Cut the cucumber in half (you can remove the peel if you wish but I like to keep it on), and scoop the seeds from the centre using a teaspoon. Dice the cucumber, then add to the quinoa with the prepared tomato, spring onions and herbs. Toss well to mix together, then pour the dressing over and toss again.
Can be eaten immediately, or left to chill in the fridge for an hour to allow flavours to be absorbed.

Cracked wheat (aka bulgar wheat) makes this delicious salad, together with ingredients that most of us have in store. If we have no oranges, we could use canned mandarin oranges. The three recipes given today all have similar ingredients, and one grain could be substituted for another in all dishes. We could even play around and use some ingredients from one and some from another (and another) to make a salad that's entirely our own. The recipes uses a green bell pepper, but no reason why a red, orange or yellow one couldn't be used. The reason it suggests green is more the appearance of the dish than the flavour it gives.

Orange and Bulgar Salad: serves 6
5 oz (150g) bulgar wheat
1 pint (600ml) water
1 green bell pepper, seeded and cubed
a quarter of a cucumber, diced
2 tblsp fresh chopped mint
1 - 2 oz (25 - 50g) flaked almonds, toasted
grated zest and juice of 1 lemon
1 large orange, peeled and segmented
salt and pepper
Put the bulgar wheat into a pan with the water, bring to the boil, reduce heat, cover and simmer for 10 - 15 minutes, until tender OR - to save fuel - put the bulgar into a bowl, pour over boiling water, cover and leave to soak for half an hour. By then most of the water should have been absorbed. Drain off any surplus.
Put the green pepper, cucumber, mint, and almonds into a bowl, stir in the bulgar and add the lemon zest and juice. Add the orange segments to the mixture (together with any juice that may have come from the orange whilst peeling and segmenting), add seasoning to taste, and toss gently to combine. Serve as a side salod with cooked meats or what you will.
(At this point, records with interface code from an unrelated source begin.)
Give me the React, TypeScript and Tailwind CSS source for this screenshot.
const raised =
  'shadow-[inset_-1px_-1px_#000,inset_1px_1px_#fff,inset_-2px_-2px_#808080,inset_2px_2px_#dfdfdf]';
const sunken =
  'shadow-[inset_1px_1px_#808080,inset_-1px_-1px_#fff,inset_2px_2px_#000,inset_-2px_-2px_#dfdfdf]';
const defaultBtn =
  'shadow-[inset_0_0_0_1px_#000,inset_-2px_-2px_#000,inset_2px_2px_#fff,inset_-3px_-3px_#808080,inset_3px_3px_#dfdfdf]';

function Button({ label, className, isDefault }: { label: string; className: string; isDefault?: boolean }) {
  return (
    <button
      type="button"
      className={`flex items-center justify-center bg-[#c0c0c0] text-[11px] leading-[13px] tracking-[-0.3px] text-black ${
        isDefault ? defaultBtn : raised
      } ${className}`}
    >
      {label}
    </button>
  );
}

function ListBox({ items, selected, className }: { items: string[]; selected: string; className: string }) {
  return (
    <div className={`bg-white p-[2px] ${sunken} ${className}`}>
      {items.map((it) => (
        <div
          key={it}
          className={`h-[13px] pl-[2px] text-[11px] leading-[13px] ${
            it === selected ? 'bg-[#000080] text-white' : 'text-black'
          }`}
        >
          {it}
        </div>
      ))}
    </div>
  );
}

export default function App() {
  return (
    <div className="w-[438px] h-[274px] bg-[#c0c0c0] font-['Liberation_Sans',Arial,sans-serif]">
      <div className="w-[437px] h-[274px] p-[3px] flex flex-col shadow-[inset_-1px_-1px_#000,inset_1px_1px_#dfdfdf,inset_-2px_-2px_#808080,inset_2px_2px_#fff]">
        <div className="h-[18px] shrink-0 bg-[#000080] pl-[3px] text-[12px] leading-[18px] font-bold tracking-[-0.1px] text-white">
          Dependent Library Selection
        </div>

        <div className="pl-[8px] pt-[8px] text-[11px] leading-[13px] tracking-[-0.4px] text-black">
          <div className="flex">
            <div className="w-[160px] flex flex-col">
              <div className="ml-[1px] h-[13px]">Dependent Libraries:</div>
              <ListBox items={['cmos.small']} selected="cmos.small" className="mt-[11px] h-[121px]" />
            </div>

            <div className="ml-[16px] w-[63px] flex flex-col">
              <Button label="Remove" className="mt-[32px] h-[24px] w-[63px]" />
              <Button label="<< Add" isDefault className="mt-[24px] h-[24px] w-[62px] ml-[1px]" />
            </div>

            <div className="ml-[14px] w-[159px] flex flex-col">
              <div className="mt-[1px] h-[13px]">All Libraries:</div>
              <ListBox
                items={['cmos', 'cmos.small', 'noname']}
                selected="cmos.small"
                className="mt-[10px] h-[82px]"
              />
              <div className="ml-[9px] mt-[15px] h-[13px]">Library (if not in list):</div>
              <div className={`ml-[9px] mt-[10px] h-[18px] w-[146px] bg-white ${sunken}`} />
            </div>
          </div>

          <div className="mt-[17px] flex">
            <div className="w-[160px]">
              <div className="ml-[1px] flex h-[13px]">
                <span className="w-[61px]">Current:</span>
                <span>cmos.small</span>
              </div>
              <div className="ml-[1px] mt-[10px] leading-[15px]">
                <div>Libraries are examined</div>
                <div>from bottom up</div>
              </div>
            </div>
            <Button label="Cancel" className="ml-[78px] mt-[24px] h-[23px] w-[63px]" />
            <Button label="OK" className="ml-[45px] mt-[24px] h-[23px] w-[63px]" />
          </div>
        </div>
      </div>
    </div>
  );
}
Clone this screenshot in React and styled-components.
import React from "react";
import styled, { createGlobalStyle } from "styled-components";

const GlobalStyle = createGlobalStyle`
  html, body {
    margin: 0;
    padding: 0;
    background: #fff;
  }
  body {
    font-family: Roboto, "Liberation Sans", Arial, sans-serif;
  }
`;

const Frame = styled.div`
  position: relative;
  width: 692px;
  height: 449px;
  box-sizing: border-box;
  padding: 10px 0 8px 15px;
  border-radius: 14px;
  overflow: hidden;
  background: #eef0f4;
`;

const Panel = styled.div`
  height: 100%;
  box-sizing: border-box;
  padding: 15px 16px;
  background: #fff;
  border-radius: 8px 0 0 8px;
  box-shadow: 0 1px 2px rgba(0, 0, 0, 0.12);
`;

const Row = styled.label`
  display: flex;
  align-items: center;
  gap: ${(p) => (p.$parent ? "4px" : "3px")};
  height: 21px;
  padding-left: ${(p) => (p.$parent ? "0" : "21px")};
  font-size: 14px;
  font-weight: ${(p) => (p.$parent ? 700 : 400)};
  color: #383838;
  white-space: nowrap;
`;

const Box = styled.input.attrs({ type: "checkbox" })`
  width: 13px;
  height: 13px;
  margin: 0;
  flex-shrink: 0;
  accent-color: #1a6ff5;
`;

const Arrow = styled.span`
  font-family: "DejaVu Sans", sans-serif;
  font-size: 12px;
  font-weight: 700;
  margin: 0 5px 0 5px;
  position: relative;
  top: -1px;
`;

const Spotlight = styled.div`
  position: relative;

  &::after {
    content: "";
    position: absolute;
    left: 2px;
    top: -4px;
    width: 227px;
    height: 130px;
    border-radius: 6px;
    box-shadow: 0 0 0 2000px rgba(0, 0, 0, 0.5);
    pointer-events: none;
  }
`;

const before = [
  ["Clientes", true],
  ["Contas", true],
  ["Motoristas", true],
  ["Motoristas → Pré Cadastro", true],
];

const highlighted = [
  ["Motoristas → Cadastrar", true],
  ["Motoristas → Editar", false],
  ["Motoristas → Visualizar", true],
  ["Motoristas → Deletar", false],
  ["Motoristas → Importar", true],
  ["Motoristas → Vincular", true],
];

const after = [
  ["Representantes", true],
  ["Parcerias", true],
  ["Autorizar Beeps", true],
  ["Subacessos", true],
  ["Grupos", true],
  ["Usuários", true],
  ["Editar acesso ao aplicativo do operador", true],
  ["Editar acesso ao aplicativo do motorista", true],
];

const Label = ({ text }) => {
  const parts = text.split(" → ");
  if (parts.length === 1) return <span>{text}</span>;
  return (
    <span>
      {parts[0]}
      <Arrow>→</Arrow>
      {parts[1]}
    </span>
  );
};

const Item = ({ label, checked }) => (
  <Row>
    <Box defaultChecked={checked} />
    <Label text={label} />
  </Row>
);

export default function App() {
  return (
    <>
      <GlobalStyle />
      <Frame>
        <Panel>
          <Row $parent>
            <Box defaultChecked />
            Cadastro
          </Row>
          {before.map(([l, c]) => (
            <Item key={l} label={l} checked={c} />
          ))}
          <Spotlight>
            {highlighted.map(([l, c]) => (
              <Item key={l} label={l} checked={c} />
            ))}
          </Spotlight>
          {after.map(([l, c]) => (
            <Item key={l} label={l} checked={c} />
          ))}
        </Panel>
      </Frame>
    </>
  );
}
A similar dish to the above, but with fewer ingredients is made using couscous - the recipe below being a variation of the Tabbouleh. Because couscous has no flavour of its own, it is much improved by soaking in a vegetable or chicken stock, but as long as there are plenty of herbs added, together with the dressing, plain water could be used instead. If the salad is intended to be kept overnight before being eaten, the best made with water or vegetable stock and not a meat-based one.
'Tabbouleh' and similar grain based dishes are often served in lettuce 'cups' (Little Gem lettuce is the one to use for this), so that when filled with the grain salad, it can be picked up in the hand and eaten at the wander.

Couscous Salad: serves 4
10 oz (275g) couscous
8 fl oz (225ml) boiling water, vegetable or chicken stock
handful black olives - stoned and halved or sliced (opt)
1 oz (25g) flaked almonds, pref. toasted
4 tblsp olive oil
1 tblsp orange juice
1 tblsp chopped fresh parsley (more if you wish)
1 tblsp chopped fresh coriander or mint (more if you wish)
pinch ground cumin (opt)
good pinch cayenne pepper
Put the couscous into a bowl, then pour over the boiling stock. Give it a stir with a fork, then cover and leave to stand for 10 minutes to allow the stock to be absorbed. Fluff up with a fork, then add the rest of the ingredients, stirring the lot together. Chill for a few hours to allow flavours to develop, then serve. This type of dish (as the one above) eats well with kebabs.